Sunday 14 February 2021

Bible Book:

Then a cloud overshadowed them, and from the cloud there came a voice, 'This is my Son, the Beloved; listen to him!' (v. 7)

Mark 9:2-13 Sunday 14 February 2021

Psalm 2


”Six days later” is the most precise time reference found in Mark’s Gospel prior to the Passion story, so it seems Mark is deliberately making a close association between this event and Peter’s declaration in the preceding verses that Jesus was the Messiah. Peter, James and John, who witness the transfiguration, are the same three disciples Jesus had with him on other occasions of great significance (Mark 5:37, 14:33). Although it is not named, Mount Hermon, about 12 miles from Caesarea Philippi, is possibly the location.

'Transfigured' is the word that gives us 'metamorphosis', and may have been suggested by Daniel 12:3 and similar references in intertestamental writings. Paul uses the word with reference to the character transformation of Christians in Romans 12:2 and 2 Corinthians 3:18. Mark’s account refers only to a dramatic change to the appearance of Jesus’ clothes before reporting that Elijah and Moses talked with him. Of these two pivotal Old Testament people Elijah is named first probably because he was widely regarded as due to make a re-appearance to announce God’s End-time (Malachi 4:5). The three disciples raise this very point in v. 11, having apparently understood the episode as one in which Jesus’ messianic status has been confirmed even though Elijah has not made a public appearance first. Jesus’s enigmatic answer in v. 13 in fact identifies John the Baptist as the successor of Elijah, but his role as Messiah’s forerunner had been rejected.

The final scene in the drama is the voice from the cloud, which probably 'enveloped' Jesus, Moses and Elijah rather than 'overshadowed' them. It is understood as God’s voice, declaring Jesus to be 'my Son, the Beloved' and underlining that God affirms what Jesus has begun teaching his disciples about his suffering and death.

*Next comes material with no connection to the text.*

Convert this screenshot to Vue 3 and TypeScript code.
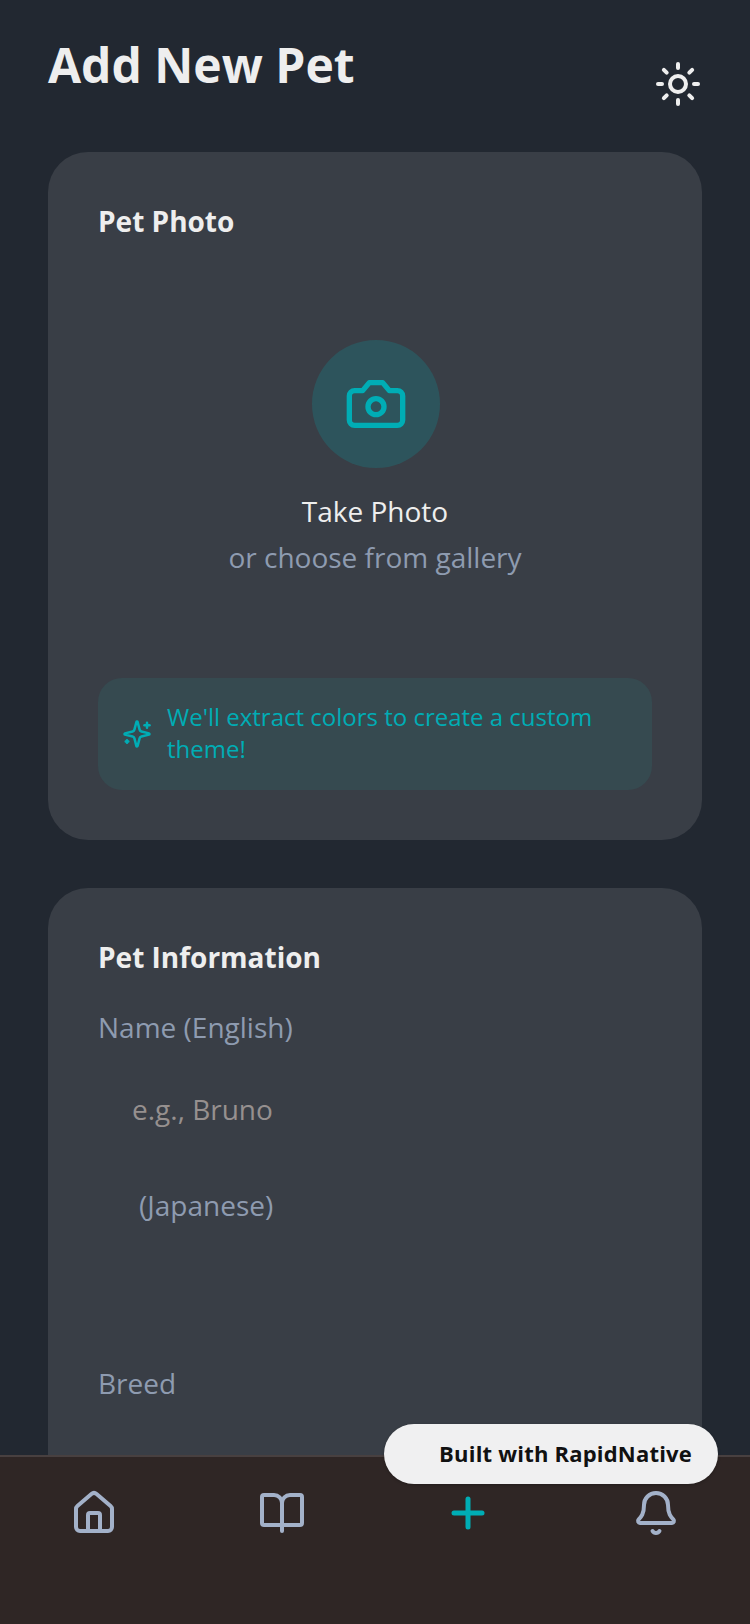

Jesus' injunction to silence (v. 9) repeats Mark 8:30. Since the next verse tells us that they did not understand teaching about the resurrection it would in any case have been hard at that particular point to explain the significance of what in many respects resembles a post-resurrection appearance.


 To Ponder:

  • Have you, or anyone whose story you know, had an experience of Jesus that in any way resonates with this story?
  • Have you ever been like Peter, who in verses 5-6 is speaking foolishly because he “did not know what to say”? If so, was it fear, as in his case, or some other emotion, that caused it? Or do you simply find it easier to speak sometimes, rather than think first?
  • The cloud is a good symbol for the presence of God, because a cloud is itself visible yet at the same time concealing. Is it your experience that whenever God seems to reveal himself, he is at the same time rather more hidden that you would like?